Niacinamide is a water-soluble form of Vitamin B3 and an essential nutrient that supports many cellular processes; it helps the healthy functioning of fats and sugars in the body and maintains healthy cells, helping reduce acne, improve joint flexibility, and treat hyperpigmentation. As it is not stored in the body, Niacinamide needs to be replenished regularly through your diet – it’s found in foods including meat, fish, milk, eggs, green vegetables, and cereals. It can also be applied topically to help prevent and reduce skin concerns including enlarged pores, fine lines and wrinkles, uneven texture and discoloration and acne.

How Can I Incorporate Niacinamide Into My Skincare Routine?

Taking Niacinamide orally can be healthy for your skin, but generally people will meet their recommended daily intake of B3 without needing to take a supplement so it’s worth considering a topical treatment for more targeted support.

Using a serum containing Niacinamide, like Dr. Barbara Sturm’s THE BETTER B NIACINAMIDE SERUM, after cleansing and before your moisturizer is the easiest and most functional way of including it into your daily routine. While a cream can be used to nourish the skin with precious lipids, serums are usually formulated with concentrated amounts of active ingredients which are specially encapsulated to deliver them directly to deeper skin layers. For optimal results, incorporate your Niacinamide serum into your day and night time routine, applying evenly to the face, neck and décolleté, in gentle tapping motions. 
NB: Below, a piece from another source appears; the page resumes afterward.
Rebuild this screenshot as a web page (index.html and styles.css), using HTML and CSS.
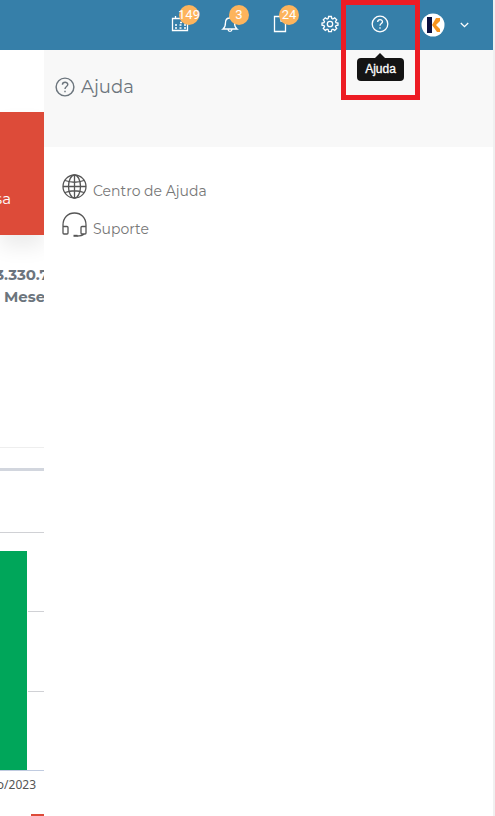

Cleanser, The Good C Vitamin C Serum, Face Cream Light, The Better B Niacinamide Serum

What Are the Main Skin Benefits of Niacinamide?

Topical Vitamin B3 has multiple benefits and powerful anti-inflammatory properties; it not only helps to control excess oil on the skin, helping to visibly refine and reduce the look of enlarged pores, but also helps smooth the appearance of fine lines and wrinkles, improves uneven skin tone, restores radiance, strengthens the natural skin barrier, and renews the skin’s surface, reducing the effects of environmental damage. In addition, Vitamin B3 also prevents moisture loss and thus drying out of the skin (it’s a common myth that oily skin needs to be ‘dried out’) as it helps to support the natural production of skin-strengthening ceramides. 

Can Too Much Topical Niacinamide Be Harmful?

A too high concentration of topical Niacinamide with significant amounts of residual Nicotinic Acid can have a negative effect and lead to irritation, sensitivity, and redness. Topical Niacinamide should not be applied at a concentration higher than 5%.